Она приехала в Канн, полюбила и солнце, и море п упивалась чудным запахом померанцев в цвету.
Весной она вернулась на север. Но она боялась теперь выздороветь, боялась длинных, холодных зим Нормандии. И как только ей делалось лучше, она открывала ночью окно, мечтая о чудных берегах Средиземного моря.
А теперь она умирает, она это знает и счастлива.
Вот и сейчас открыла она неразвернутую газету и прочла ‘первый снег в Париже’. И мысль о нем, о снеге, заставила ее вздрогнуть, а потом улыбнуться. Она взглянула на Эстрель, порозовевший под лучами заходящего солнца, взглянула на небо, такое синее, синее и на море, лазурное море. Затем она встала и медленно пошла домой. Ей приходилось несколько раз останавливаться, чтобы прокашляться, потому что она слишком долго сидела на воздухе и немного озябла.
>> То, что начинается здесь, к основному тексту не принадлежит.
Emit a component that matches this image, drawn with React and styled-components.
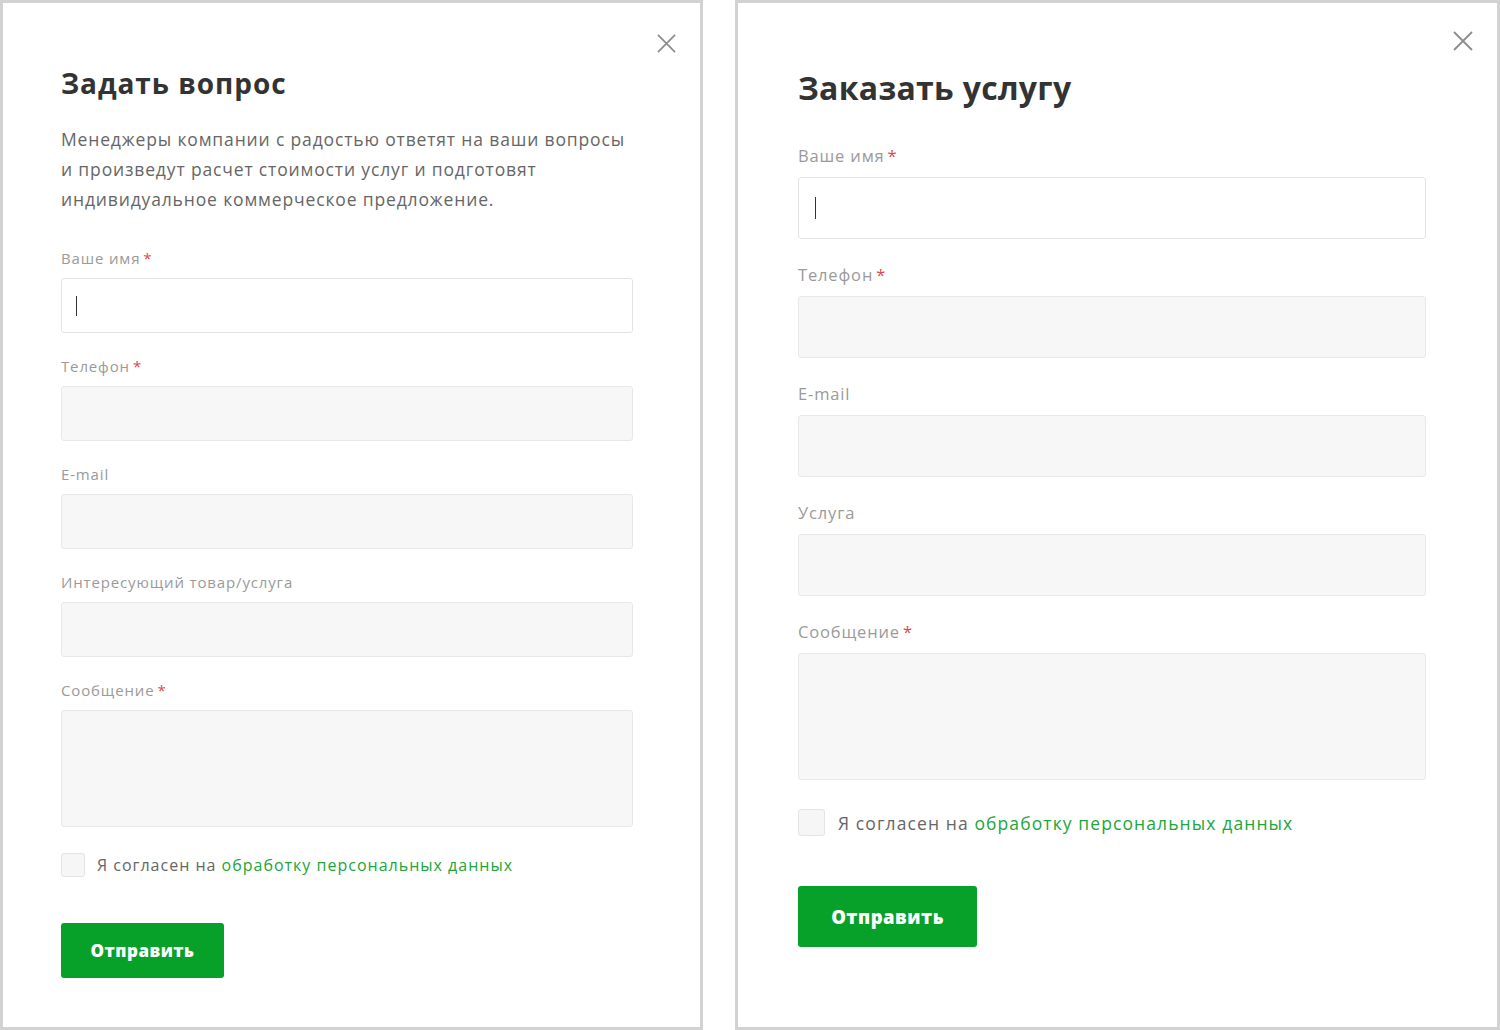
import React from "react";
import styled, { createGlobalStyle } from "styled-components";

const Global = createGlobalStyle`
  html, body { margin: 0; padding: 0; background: #fff; }
  body { font-family: "Open Sans", "Noto Sans", sans-serif; }
  * { box-sizing: border-box; }
`;

const Page = styled.div`
  display: flex;
  gap: 32px;
  width: 1500px;
  height: 1030px;
`;

const Panel = styled.section`
  position: relative;
  width: ${(p) => p.$w}px;
  height: 1030px;
  border: 3px solid #d2d2d2;
  background: #fff;
  padding: ${(p) => p.$top}px 0 0 ${(p) => p.$left}px;
`;

const Close = styled.button`
  position: absolute;
  top: ${(p) => p.$top}px;
  right: ${(p) => p.$right}px;
  width: ${(p) => p.$size}px;
  height: ${(p) => p.$size}px;
  padding: 0;
  border: 0;
  background: none;
  display: block;
  svg { display: block; width: 100%; height: 100%; }
`;

const Content = styled.div`
  width: ${(p) => p.$w}px;
  display: flex;
  flex-direction: column;
`;

const Title = styled.h2`
  margin: 0;
  font-family: "Open Sans", sans-serif;
  font-weight: 700;
  font-size: ${(p) => p.$fs}px;
  line-height: ${(p) => p.$lh}px;
  color: #333;
  letter-spacing: ${(p) => p.$ls}px;
`;

const Desc = styled.p`
  margin: 24px 0 0;
  font-size: 17.5px;
  line-height: 30px;
  color: #666;
  letter-spacing: 0.85px;
  white-space: nowrap;
`;

const Fields = styled.div`
  display: flex;
  flex-direction: column;
  gap: ${(p) => p.$gap}px;
  margin-top: ${(p) => p.$mt}px;
`;

const Field = styled.div`
  display: flex;
  flex-direction: column;
  gap: ${(p) => p.$gap}px;
`;

const Label = styled.div`
  font-size: ${(p) => p.$fs}px;
  line-height: ${(p) => p.$lh}px;
  color: #9a9a9a;
  letter-spacing: 0.85px;
`;

const Star = styled.span`
  color: #e0474c;
  margin-left: 3px;
`;

const Input = styled.div`
  height: ${(p) => p.$h}px;
  border: 1px solid ${(p) => (p.$active ? "#e3e3e3" : "#e8e8e8")};
  background: ${(p) => (p.$active ? "#fff" : "#f7f7f7")};
  border-radius: 3px;
  display: flex;
  align-items: center;
  padding-left: ${(p) => p.$pl}px;
`;

const Caret = styled.span`
  width: 1px;
  height: ${(p) => p.$h}px;
  background: #333;
`;

const Agree = styled.label`
  display: flex;
  align-items: center;
  gap: ${(p) => p.$gap}px;
  margin-top: ${(p) => p.$mt}px;
  font-size: ${(p) => p.$fs}px;
  color: #666;
  letter-spacing: ${(p) => p.$ls}px;
`;

const Box = styled.span`
  width: ${(p) => p.$size}px;
  height: ${(p) => p.$size}px;
  border: 1px solid #e4e4e4;
  background: #f6f6f6;
  border-radius: 3px;
  flex: none;
`;

const Link = styled.a`
  color: #21a63a;
  text-decoration: none;
`;

const Submit = styled.button`
  margin-top: ${(p) => p.$mt}px;
  width: ${(p) => p.$w}px;
  height: ${(p) => p.$h}px;
  border: 0;
  border-radius: 3px;
  background: #07a12a;
  color: #fff;
  font-family: "Open Sans", sans-serif;
  font-weight: 800;
  font-size: ${(p) => p.$fs}px;
  letter-spacing: 0.5px;
  padding: 0;
`;

const X = ({ c = "#8c8c8c" }) => (
  <svg viewBox="0 0 20 20" fill="none">
    <path d="M1 1L19 19M19 1L1 19" stroke={c} strokeWidth="1.8" />
  </svg>
);

const Req = () => <Star>*</Star>;

function Form({ cfg, title, desc, fields }) {
  return (
    <Panel $w={cfg.w} $top={cfg.top} $left={cfg.left}>
      <Close $top={cfg.xTop} $right={cfg.xRight} $size={cfg.xSize} aria-label="close">
        <X />
      </Close>
      <Content $w={cfg.cw}>
        <Title $fs={cfg.tfs} $lh={cfg.tlh} $ls={cfg.tls}>{title}</Title>
        {desc && (
          <Desc>
            {desc.map((l, i) => (
              <React.Fragment key={i}>
                {l}
                {i < desc.length - 1 && <br />}
              </React.Fragment>
            ))}
          </Desc>
        )}
        <Fields $gap={cfg.fgap} $mt={cfg.fmt}>
          {fields.map((f, i) => (
            <Field key={i} $gap={cfg.lgap}>
              <Label $fs={cfg.lfs} $lh={cfg.llh}>
                {f.label}
                {f.req && <Req />}
              </Label>
              <Input $h={f.area ? cfg.ah : cfg.ih} $active={i === 0} $pl={cfg.cpl}>
                {i === 0 && <Caret $h={cfg.ch} />}
              </Input>
            </Field>
          ))}
        </Fields>
        <Agree $gap={cfg.agap} $mt={cfg.amt} $fs={cfg.afs} $ls={cfg.als}>
          <Box $size={cfg.box} />
          <span>
            Я согласен на <Link href="#">обработку персональных данных</Link>
          </span>
        </Agree>
        <Submit $mt={cfg.bmt} $w={cfg.bw} $h={cfg.bh} $fs={cfg.bfs}>Отправить</Submit>
      </Content>
    </Panel>
  );
}

const left = {
  w: 703, top: 63, left: 58, cw: 572,
  xTop: 31, xRight: 24, xSize: 19,
  tfs: 28, tlh: 34, tls: 0.95,
  fmt: 34, fgap: 23, lgap: 10, lfs: 15, llh: 20,
  ih: 55, ah: 117, cpl: 14, ch: 20,
  amt: 26, agap: 12, afs: 16, als: 1.0, box: 24,
  bmt: 46, bw: 163, bh: 55, bfs: 17,
};

const right = {
  w: 765, top: 66, left: 60, cw: 628,
  xTop: 28, xRight: 24, xSize: 20,
  tfs: 32, tlh: 38, tls: 0.3,
  fmt: 38, fgap: 25, lgap: 10, lfs: 16.5, llh: 22,
  ih: 62, ah: 127, cpl: 16, ch: 22,
  amt: 29, agap: 13, afs: 17.5, als: 1.1, box: 27,
  bmt: 50, bw: 179, bh: 61, bfs: 18.5,
};

export default function App() {
  return (
    <>
      <Global />
      <Page>
        <Form
          cfg={left}
          title="Задать вопрос"
          desc={[
            "Менеджеры компании с радостью ответят на ваши вопросы",
            "и произведут расчет стоимости услуг и подготовят",
            "индивидуальное коммерческое предложение.",
          ]}
          fields={[
            { label: "Ваше имя", req: true },
            { label: "Телефон", req: true },
            { label: "E-mail" },
            { label: "Интересующий товар/услуга" },
            { label: "Сообщение", req: true, area: true },
          ]}
        />
        <Form
          cfg={right}
          title="Заказать услугу"
          fields={[
            { label: "Ваше имя", req: true },
            { label: "Телефон", req: true },
            { label: "E-mail" },
            { label: "Услуга" },
            { label: "Сообщение", req: true, area: true },
          ]}
        />
      </Page>
    </>
  );
}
Дома она нашла письмо от мужа. Все улыбаясь вскрыла она конверт и прочла:

‘Моя дорогая,

Надеюсь, ты чувствуешь себя хорошо и не тоскуешь по нашему чудному краю? У нас уже несколько дней славно подмораживает, надо ждать снежку. Я обожаю это время и конечно уже не топлю твоего промятого калорифера…’
Она перестала читать, совсем счастливая при мысли, что у нее все-таки был желанный калорифер. Правая рука, в которой она держала письмо бессильно опускается на колени, а левую она подносить ко рту, стараясь сдержать упорный кашель раздирающий ей грудь.

Конец

——————————————————————————

Источник текста: журнал ‘Вестник моды’, 1900, NoNo 34, 35. С. 319, 327—328.